* Your objective
Print nothing but the lines from the start of the listing below through the line that contains "kind: 'out'; lines: string[]". Do not include the pictures.

* Given material
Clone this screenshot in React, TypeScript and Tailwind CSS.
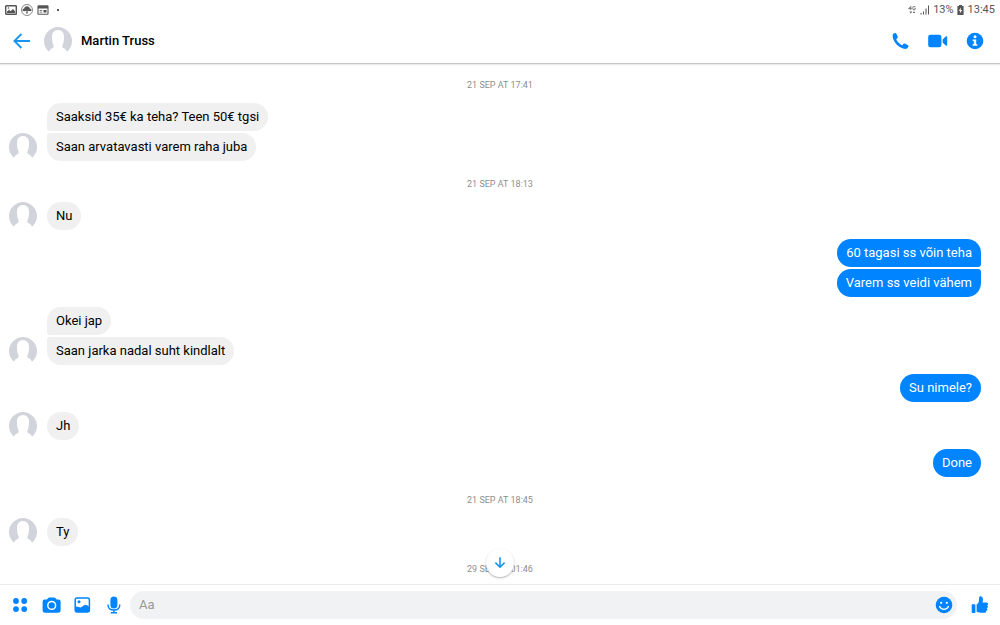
import type { ReactNode } from 'react';

type Entry =
  | { kind: 'time'; text: string }
  | { kind: 'in'; lines: string[] }
  | { kind: 'out'; lines: string[] };

const entries: Entry[] = [
  { kind: 'time', text: '21 SEP AT 17:41' },
  { kind: 'in', lines: ['Saaksid 35€ ka teha? Teen 50€ tgsi', 'Saan arvatavasti varem raha juba'] },
  { kind: 'time', text: '21 SEP AT 18:13' },
  { kind: 'in', lines: ['Nu'] },
  { kind: 'out', lines: ['60 tagasi ss võin teha', 'Varem ss veidi vähem'] },
  { kind: 'in', lines: ['Okei jap', 'Saan jarka nadal suht kindlalt'] },
  { kind: 'out', lines: ['Su nimele?'] },
  { kind: 'in', lines: ['Jh'] },
  { kind: 'out', lines: ['Done'] },
  { kind: 'time', text: '21 SEP AT 18:45' },
  { kind: 'in', lines: ['Ty'] },
  { kind: 'time', text: '29 SEP AT 01:46' },
];

function Avatar() {
  return (
    <svg className="size-7 shrink-0" viewBox="0 0 28 28" aria-hidden="true">
      <path
        fill="#d1d4db"
        d="M5 24.8A14 14 0 1 1 23 24.8C22.4 22.6 20.6 21.8 19 21C18.2 20.5 18.2 18.8 18.6 17.8C19.6 16.2 19.8 14 20 11.5C20.4 6.5 18.4 3 14 3C9.6 3 7.6 6.5 8 11.5C8.2 14 8.4 16.2 9.4 17.8C9.8 18.8 9.8 20.5 9 21C7.4 21.8 5.6 22.6 5 24.8Z"
      />
    </svg>
  );
}

function IconButton({ label, children }: { label: string; children: ReactNode }) {
  return (
    <button type="button" aria-label={label} className="flex size-5 shrink-0 items-center justify-center text-[#0084ff]">
      {children}
    </button>
  );
}

function StatusBar() {
  return (
    <div className="flex h-5 items-center justify-between px-[5px] text-[#555]">
      <div className="flex items-center gap-1">
        <svg className="h-[10px] w-3" viewBox="0 0 12 10">
          <rect x="0.7" y="0.7" width="10.6" height="8.6" rx="0.6" fill="none" stroke="currentColor" strokeWidth="1.4" />
          <path d="M2 8V6.5L4 4.8L5.5 6.2L8 4L10 6.2V8Z" fill="currentColor" />
          <circle cx="3.5" cy="3" r="0.8" fill="currentColor" />
        </svg>
        <svg className="size-3" viewBox="0 0 12 12">
          <circle cx="6" cy="6" r="5.5" fill="none" stroke="currentColor" strokeWidth="0.7" />
          <path d="M1.6 6.8C1.1 5.5 2.2 4.4 3.2 4.4C3.4 2.9 4.8 2.2 6 2.2C7.2 2.2 8.6 2.9 8.8 4.4C9.8 4.4 10.9 5.5 10.4 6.8C9 7.6 7.5 7 6.5 6.8L6.8 9.5H5.2L5.5 6.8C4.5 7 3 7.6 1.6 6.8Z" fill="currentColor" />
        </svg>
        <svg className="h-[10px] w-3" viewBox="0 0 12 10">
          <rect x="1" y="0.7" width="10" height="8.6" rx="0.6" fill="none" stroke="currentColor" strokeWidth="1.1" />
          <path d="M1 1h10v2.4H1zM6.5 5h3v2.6h-3zM2.6 5h2.6v.8H2.6zM2.6 6.8h2.6v.8H2.6z" fill="currentColor" />
        </svg>
        <span className="ml-1 size-[2px] rounded-full bg-[#222]" />
      </div>
      <div className="flex items-center text-[11px] leading-5">
        <svg className="mr-1 size-2" viewBox="0 0 8 8" fill="none" stroke="currentColor" strokeWidth="0.8">
          <path d="M2.8 3.8V0.4L0.6 2.7H3.6M7.3 1A1.3 1.3 0 0 0 4.8 1.6V2.6A1.2 1.2 0 0 0 7.3 2.7V2.1H6.3" />
          <path d="M1.4 5.4H4.2L2.8 7.4ZM4.8 7H7.2L6 5.2Z" fill="currentColor" stroke="none" />
        </svg>
        <svg className="mr-[3px] size-[10px]" viewBox="0 0 10 10" fill="currentColor">
          <path d="M0.5 8H1.6V9.5H0.5zM3 6.5H4V9.5H3zM5.5 3.5H6.5V9.5H5.5zM8 0.5H9V9.5H8z" />
        </svg>
        <span>13%</span>
        <svg className="ml-[3px] mr-1 h-[10px] w-[7px]" viewBox="0 0 7 10">
          <path d="M2 0H5V1H6.6V10H0.4V1H2Z" fill="currentColor" />
          <path d="M4 2.4L1.7 5.8H3.2L2.8 8.4L5.2 5H3.7Z" fill="#fff" />
        </svg>
        <span>13:45</span>
      </div>
    </div>
  );
}

function Header() {
  return (
    <header className="flex h-11 items-center border-b border-[#c4c4c4] pb-px pl-3 pr-[15px] shadow-[0_1px_1px_rgba(0,0,0,0.08)]">
      <button type="button" aria-label="Back" className="mr-3 flex size-5 items-center justify-center text-[#1794f0]">
        <svg className="size-5" viewBox="0 0 20 20" fill="none" stroke="currentColor" strokeWidth="1.8">
          <path d="M18 10H2.6M9.4 3L2.4 10L9.4 17" />
        </svg>
      </button>
      <Avatar />
      <h1 className="ml-[9px] flex-1 text-[13px] font-medium text-black">Martin Truss</h1>
      <div className="flex items-center gap-[17px]">
        <IconButton label="Call">
          <svg className="size-5" viewBox="0 0 20 20" fill="currentColor">
            <path d="M1.6 4.4C1.7 3.1 3.1 2.2 4.1 2C4.8 1.9 5.2 2.3 5.4 2.8L6.7 5.6C7 6.2 6.8 6.7 6.4 7.1L5.5 8.1C5.3 8.4 5.3 8.7 5.5 9C6.8 11 8.4 12.7 10.5 14C10.8 14.2 11.1 14.2 11.4 13.9L12.4 12.9C12.8 12.5 13.3 12.4 13.8 12.6L16.7 14.1C17.3 14.4 17.5 14.9 17.4 15.5C17 17 15.7 17.9 14.4 17.9C8.2 17.4 1.7 10.8 1.6 4.4Z" />
          </svg>
        </IconButton>
        <IconButton label="Video call">
          <svg className="size-5" viewBox="0 0 20 20" fill="currentColor">
            <rect x="0.2" y="3.8" width="13.2" height="12.4" rx="2.2" />
            <path d="M14.6 8.6L17.8 5.6C18.4 5.1 19.2 5.3 19.2 6V14C19.2 14.7 18.4 14.9 17.8 14.4L14.6 11.4Z" />
          </svg>
        </IconButton>
        <IconButton label="Conversation details">
          <svg className="size-5" viewBox="0 0 20 20">
            <circle cx="10" cy="10" r="8.3" fill="currentColor" />
            <circle cx="10" cy="5.8" r="1.5" fill="#fff" />
            <path d="M7.6 8.4H11.2V13.2H12.4V14.8H7.6V13.2H8.8V10H7.6Z" fill="#fff" />
          </svg>
        </IconButton>
      </div>
    </header>
  );
}

function Incoming({ lines }: { lines: string[] }) {
  return (
    <div className="mt-[10px] flex items-end gap-[10px] pl-[9px]">
      <Avatar />
      <div className="flex flex-col items-start gap-[2px]">
        {lines.map((line, i) => (
          <p
            key={line}
            className={`rounded-[14px] bg-[#f0f0f0] px-[9px] text-[13px] leading-7 text-black ${
              lines.length > 1 ? (i === 0 ? 'rounded-bl-[3px]' : 'rounded-tl-[3px]') : ''
            }`}
          >
            {line}
          </p>
        ))}
      </div>
    </div>
  );
}

function Outgoing({ lines }: { lines: string[] }) {
  return (
    <div className="mt-[9px] flex flex-col items-end gap-[2px] pr-[19px]">
      {lines.map((line, i) => (
        <p
          key={line}
          className={`rounded-[14px] bg-[#0084ff] px-[9px] text-[13px] leading-7 text-white ${
            lines.length > 1 ? (i === 0 ? 'rounded-br-[3px]' : 'rounded-tr-[3px]') : ''
          }`}
        >
          {line}
        </p>
      ))}
    </div>
  );
}

function Composer() {
  return (
    <footer className="flex items-center border-t border-[#ececec] px-[10px] py-[6px]">
      <div className="mr-[7px] flex items-center gap-[11px]">
        <IconButton label="More">
          <svg className="size-5" viewBox="0 0 20 20" fill="currentColor">
            <circle cx="6" cy="6" r="2.9" />
            <circle cx="14.2" cy="6" r="2.9" />
            <circle cx="6" cy="14.1" r="2.9" />
            <circle cx="14.2" cy="14.1" r="2.9" />
          </svg>
        </IconButton>
        <IconButton label="Camera">
          <svg className="size-5" viewBox="0 0 20 20">
            <path d="M3.7 4.6H5.9L7.2 3C7.5 2.6 7.9 2.4 8.4 2.4H13.1C13.6 2.4 14 2.6 14.3 3L15.6 4.6H17.5A2.1 2.1 0 0 1 19.6 6.7V15.6A2.1 2.1 0 0 1 17.5 17.7H3.7A2.1 2.1 0 0 1 1.6 15.6V6.7A2.1 2.1 0 0 1 3.7 4.6Z" fill="currentColor" />
            <circle cx="10.7" cy="10.4" r="3.9" fill="none" stroke="#fff" strokeWidth="1.5" />
          </svg>
        </IconButton>
        <IconButton label="Gallery">
          <svg className="size-5" viewBox="0 0 20 20">
            <rect x="3.2" y="3.1" width="14.2" height="13.9" rx="1.7" fill="none" stroke="currentColor" strokeWidth="1.5" />
            <circle cx="7" cy="6.8" r="1.5" fill="currentColor" />
            <path d="M3.2 12.2C5.4 10.6 6.8 12.6 8.6 12.4C10.4 12.2 11.6 9.8 13.4 9.8C15 9.8 16.2 11 17.4 12.4V16.9H3.2Z" fill="currentColor" />
          </svg>
        </IconButton>
        <IconButton label="Voice message">
          <svg className="size-5" viewBox="0 0 20 20">
            <rect x="7.4" y="1.4" width="7" height="12" rx="3.5" fill="currentColor" />
            <path d="M5 9.4C5 13 7.4 15 10.9 15C14.4 15 16.8 13 16.8 9.4M10.9 15V17.4M7.8 17.7H14" fill="none" stroke="currentColor" strokeWidth="1.4" />
          </svg>
        </IconButton>
      </div>
      <div className="flex h-7 flex-1 items-center rounded-full bg-[#f1f2f4] pl-[9px] pr-[3px]">
        <input
          type="text"
          aria-label="Message"
          placeholder="Aa"
          className="min-w-0 flex-1 bg-transparent text-[13px] text-black outline-none placeholder:text-[#999]"
        />
        <IconButton label="Emoji">
          <svg className="size-5" viewBox="0 0 20 20">
            <circle cx="10" cy="10" r="8.3" fill="currentColor" />
            <circle cx="7.2" cy="7.8" r="1.1" fill="#fff" />
            <circle cx="12.8" cy="7.8" r="1.1" fill="#fff" />
            <path d="M5.6 11.5C7.3 15.2 12.7 15.2 14.4 11.5" fill="none" stroke="#fff" strokeWidth="1.3" strokeLinecap="round" />
          </svg>
        </IconButton>
      </div>
      <div className="ml-[13px] flex">
        <IconButton label="Send like">
          <svg className="size-5" viewBox="0 0 20 20" fill="currentColor">
            <path d="M2.7 9.2H4.6C5.1 9.2 5.4 9.5 5.4 10V17.3C5.4 17.8 5.1 18.1 4.6 18.1H2.7C2.1 18.1 1.7 17.7 1.7 17.1V10.2C1.7 9.6 2.1 9.2 2.7 9.2Z" />
            <path d="M6.6 9.6C8.8 8.4 9.2 6.3 9.1 2.8C9.2 1.6 10.2 1.2 11.2 1.4C12.6 1.8 13 3.4 12.9 5C12.9 6 12.6 6.8 12.5 7.4H16.2C17.4 7.4 18.2 8.2 18 9.2C17.9 9.9 17.4 10.3 17.1 10.4C17.8 10.8 18.1 11.4 17.9 12.1C17.8 12.8 17.3 13.2 16.8 13.3C17.3 13.7 17.5 14.3 17.3 14.9C17.1 15.5 16.6 15.8 16.1 15.9C16.2 17.1 15.4 17.8 14.2 17.8H10.6C9 17.8 8 17 6.6 16.8Z" />
          </svg>
        </IconButton>
      </div>
    </footer>
  );
}

export default function App() {
  return (
    <div className="flex h-screen flex-col bg-white font-[Roboto,'Liberation_Sans',sans-serif]">
      <StatusBar />
      <Header />
      <main className="relative min-h-0 flex-1 overflow-hidden">
        <div className="-mt-[2px]">
          {entries.map((entry) => {
            if (entry.kind === 'time') {
              return (
                <p key={entry.text} className="mt-[15px] text-center text-[9px] leading-4 text-[#8e8e8e]">
                  {entry.text}
                </p>
              );
            }
            const key = entry.lines[0];
            return entry.kind === 'in' ? (
              <Incoming key={key} lines={entry.lines} />
            ) : (
              <Outgoing key={key} lines={entry.lines} />
            );
          })}
        </div>
        <button
          type="button"
          aria-label="Scroll to latest"
          className="absolute bottom-[7px] left-1/2 flex size-7 -translate-x-1/2 items-center justify-center rounded-full bg-white text-[#1794f0] shadow-[0_1px_2px_rgba(0,0,0,0.3)]"
        >
          <svg className="size-3" viewBox="0 0 12 12" fill="none" stroke="currentColor" strokeWidth="1.6">
            <path d="M6 0.2V10M1.4 5.6L6 10.2L10.6 5.6" />
          </svg>
        </button>
      </main>
      <Composer />
    </div>
  );
}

* Exercise output
Clone this screenshot in React, TypeScript and Tailwind CSS.
import type { ReactNode } from 'react';

type Entry =
  | { kind: 'time'; text: string }
  | { kind: 'in'; lines: string[] }
  | { kind: 'out'; lines: string[] };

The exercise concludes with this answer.